On voit facilement qu’une certaine réflexion sur la charge historique du récit de vie, de la biographie, de la carrière, du journal intime s’impose. Plus encore, une certaine conception de l’expression du sujet : parler, raconter, dire, comme aliment premier des professionnels du social, d’hommes politiques locaux et du sociologue. Se dire, n’est-ce pas accéder précisément à la parole échangée et par-là, accéder à une possible reconnaissance de l’individu dans ce qu’il a de plus singulier ? N’est-ce pas se constituer en interlocuteur qui appelle un traitement et une dignité, une collaboration infiniment précieuse pour une politique publique ? N’est-ce pas une constante de l’action publique que de construire des biographies administratives dans tous les champs, que ce soit dans le monde scolaire ou celui du chômage, de la justice, de la vieillesse ou de la pauvreté ?
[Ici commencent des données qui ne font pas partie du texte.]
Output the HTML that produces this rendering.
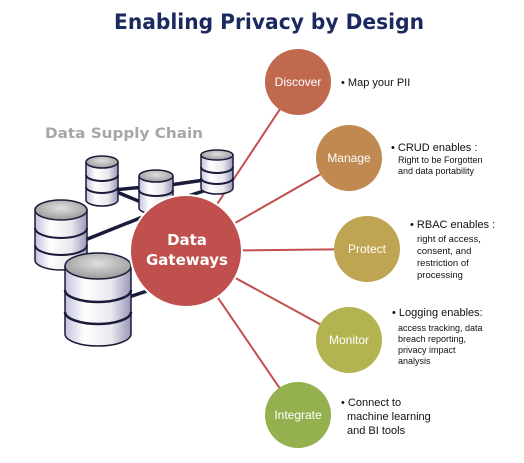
<!DOCTYPE html>
<html><head><style>
body{margin:0;background:#fff;width:524px;height:463px;overflow:hidden}
svg{display:block}
text{font-family:"Liberation Sans",sans-serif}
.dj{font-family:"DejaVu Sans","Liberation Sans",sans-serif}
</style></head><body>
<svg width="524" height="463" viewBox="0 0 524 463">
<defs>
<linearGradient id="cyl" x1="0" x2="1" y1="0" y2="0">
<stop offset="0" stop-color="#c4c2dc"/><stop offset="0.3" stop-color="#ffffff"/><stop offset="0.7" stop-color="#e8e8ee"/><stop offset="1" stop-color="#9a98b8"/></linearGradient>
<radialGradient id="top" cx="0.5" cy="0.4" r="0.6"><stop offset="0" stop-color="#e0e0e0"/><stop offset="1" stop-color="#9a9a9a"/></radialGradient>
</defs>
<text class="dj" x="269" y="29" text-anchor="middle" font-size="21" font-weight="bold" fill="#1b2a5e" textLength="310" lengthAdjust="spacingAndGlyphs">Enabling Privacy by Design</text>
<text class="dj" x="45" y="138" font-size="14.5" font-weight="bold" fill="#a6a6a6" textLength="158" lengthAdjust="spacingAndGlyphs">Data Supply Chain</text>
<g stroke="#1a1a3a" stroke-width="3.5">
<line x1="112" y1="190" x2="157" y2="186"/><line x1="112" y1="190" x2="160" y2="210"/>
<line x1="170" y1="185" x2="218" y2="178"/><line x1="185" y1="197" x2="222" y2="185"/>
<line x1="85" y1="240" x2="160" y2="210"/><line x1="120" y1="300" x2="150" y2="290"/>
</g>
<g fill="none" stroke="#c0504d" stroke-width="2">
<line x1="186" y1="251" x2="298" y2="82"/><line x1="186" y1="251" x2="349" y2="158"/>
<line x1="186" y1="251" x2="367" y2="249"/><line x1="186" y1="251" x2="349" y2="340"/>
<line x1="186" y1="251" x2="298" y2="415"/>
</g>
<g stroke="#1a1a3a" stroke-width="1.5">
<g><path d="M86 162 v38 a16 6 0 0 0 32 0 v-38" fill="url(#cyl)"/><path d="M86 175 a16 6 0 0 0 32 0 M86 187 a16 6 0 0 0 32 0" fill="none" stroke-width="2"/><ellipse cx="102" cy="162" rx="16" ry="6" fill="url(#top)"/></g>
<g><path d="M139 176 v32 a17 6 0 0 0 34 0 v-32" fill="url(#cyl)"/><path d="M139 190 a17 6 0 0 0 34 0" fill="none" stroke-width="2"/><ellipse cx="156" cy="176" rx="17" ry="6" fill="url(#top)"/></g>
<g><path d="M201 155 v33 a16 6 0 0 0 32 0 v-33" fill="url(#cyl)"/><path d="M201 167 a16 6 0 0 0 32 0 M201 178 a16 6 0 0 0 32 0" fill="none" stroke-width="2"/><ellipse cx="217" cy="155" rx="16" ry="5" fill="url(#top)"/></g>
<g><path d="M35 210 v50 a26 10 0 0 0 52 0 v-50" fill="url(#cyl)"/><path d="M35 228 a26 10 0 0 0 52 0 M35 245 a26 10 0 0 0 52 0" fill="none" stroke-width="2"/><ellipse cx="61" cy="210" rx="26" ry="10" fill="url(#top)"/></g>
<g><path d="M65 266 v68 a33 12 0 0 0 66 0 v-68" fill="url(#cyl)"/><path d="M65 290 a33 12 0 0 0 66 0 M65 312 a33 12 0 0 0 66 0" fill="none" stroke-width="2.5"/><ellipse cx="98" cy="266" rx="33" ry="13" fill="url(#top)"/></g>
</g>
<circle cx="186" cy="251" r="56" fill="#c0504d" stroke="#fff" stroke-width="2"/>
<text class="dj" x="187" y="245" text-anchor="middle" font-size="15" font-weight="bold" fill="#fff">Data</text>
<text class="dj" x="187" y="265" text-anchor="middle" font-size="15" font-weight="bold" fill="#fff">Gateways</text>
<g font-size="12" fill="#fff" text-anchor="middle">
<circle cx="298" cy="82" r="33" fill="#c0694e"/><text x="298" y="86">Discover</text>
<circle cx="349" cy="158" r="33" fill="#c0894f"/><text x="349" y="162">Manage</text>
<circle cx="367" cy="249" r="33" fill="#bfa551"/><text x="367" y="253">Protect</text>
<circle cx="349" cy="340" r="33" fill="#b3b451"/><text x="349" y="344">Monitor</text>
<circle cx="298" cy="415" r="33" fill="#94b04f"/><text x="298" y="419">Integrate</text>
</g>
<g fill="#111" font-size="10">
<text x="341" y="86" font-size="11">• Map your PII</text>
<text x="391" y="151" font-size="11">• CRUD enables :</text>
<text x="398" y="163" font-size="9">Right to be Forgotten</text>
<text x="398" y="174" font-size="9">and data portability</text>
<text x="410" y="228" font-size="11">• RBAC enables :</text>
<text x="417" y="242" font-size="9.5">right of access,</text>
<text x="417" y="254" font-size="9.5">consent, and</text>
<text x="417" y="266" font-size="9.5">restriction of</text>
<text x="417" y="278" font-size="9.5">processing</text>
<text x="392" y="316" font-size="11">• Logging enables:</text>
<text x="398" y="331" font-size="9">access tracking, data</text>
<text x="398" y="342" font-size="9">breach reporting,</text>
<text x="398" y="353" font-size="9">privacy impact</text>
<text x="398" y="364" font-size="9">analysis</text>
<text x="341" y="406" font-size="11">• Connect to</text>
<text x="347" y="420" font-size="11">machine learning</text>
<text x="347" y="434" font-size="11">and BI tools</text>
</g>
</svg>
</body></html>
Nous nous risquerons à avancer que le récit de vie, une fois exposé, possède immédiatement une force morale qu’il acquiert au moment même où le politique s’en saisit pour lui conserver sa valeur de dette ou sa valeur d’échange. En tirant le récit privé vers le récit civil, n’y ajoute-t-on pas de l’horizontal, de l’égalité, de la communauté, de l’exigence, et à la longue, une certaine maîtrise des drames individuels? N’est-ce pas là un gain majeur du Revenu qu’il faut relever? Cette procédure d’élargissement du récit singulier vers une opinion collective, le jugement des professionnels, permet de gagner de l’approbation, de remplacer l’exil privé par un récit de conjuration : écoutons et dépassons les drames. Soit tout un travail d’écluse où les singularités montent insensiblement dans des bassins institutionnels et collectifs, alors qu’antérieurement, ils étaient confinés dans le cabinet privé de l’assistante sociale et poussés vers l’arbitraire. L’historien qui examinera l’histoire de la pauvreté au XXème siècle retiendra sans doute comme élément non négligeable ce passage du récit privé et soumis à l’arbitraire individuel vers le récit civil, ouvertement public, remanié à maintes reprises et dont il trouvera la trace écrite dans le contrat d’insertion.